Not at the Muny. Again, the brilliant director, decided to exercise his artistic license and turned the song into a church show choir song. They changed the lyrics so that it didn’t sound tropical and they ADDED lyrics about “letting Benjamin go” It was like a gospel church got a hold of the song and made it into a ten minute praise-the-Lord-a-thon. The sound of the song changed, the lyrics changed and the entire song fell flat on it’s ungodly face. I cannot even imagine what drug the director was on to make him think it was a wise decision to change the “Benjamin CALYPSO.” Again, bold move. But bold is not the right word….the right word would be IDIOTIC.

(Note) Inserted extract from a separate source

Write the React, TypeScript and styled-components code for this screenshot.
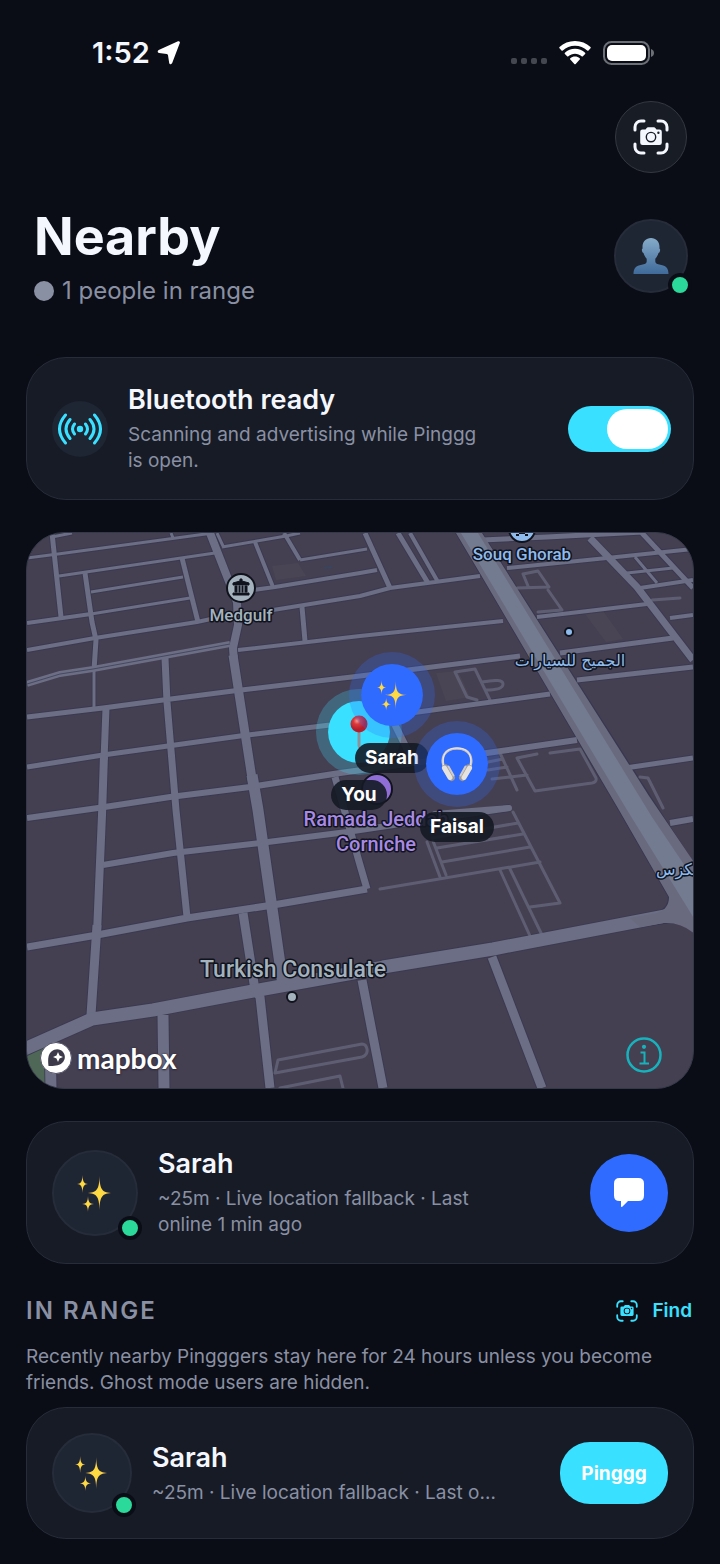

We stayed through the entire show up until curtain call. Now having been on stage myself, I do try to follow the rule of waiting until after the curtain call to leave. The curtain call of Joseph is one of the best parts of the legacy. It’s not like any other one you will ever see. It has been geniusly made into a megamix of all of the songs and the actors dance and sing along. To reiterate how bad this show was, I will just say this: I didn’t even stay for the megamix. I was already well on my way to the car. Not that I didn’t think the actors deserved a curtain call. They did, for several reasons. They all worked very hard. They all performed very well.
But mostly, they all took a huge hit to their careers by being in this production.
Joseph runs all weekend at the Muny. So if you’re in St. Louis and you’re looking for something to do this weekend, we have an amazing zoo and it’s free.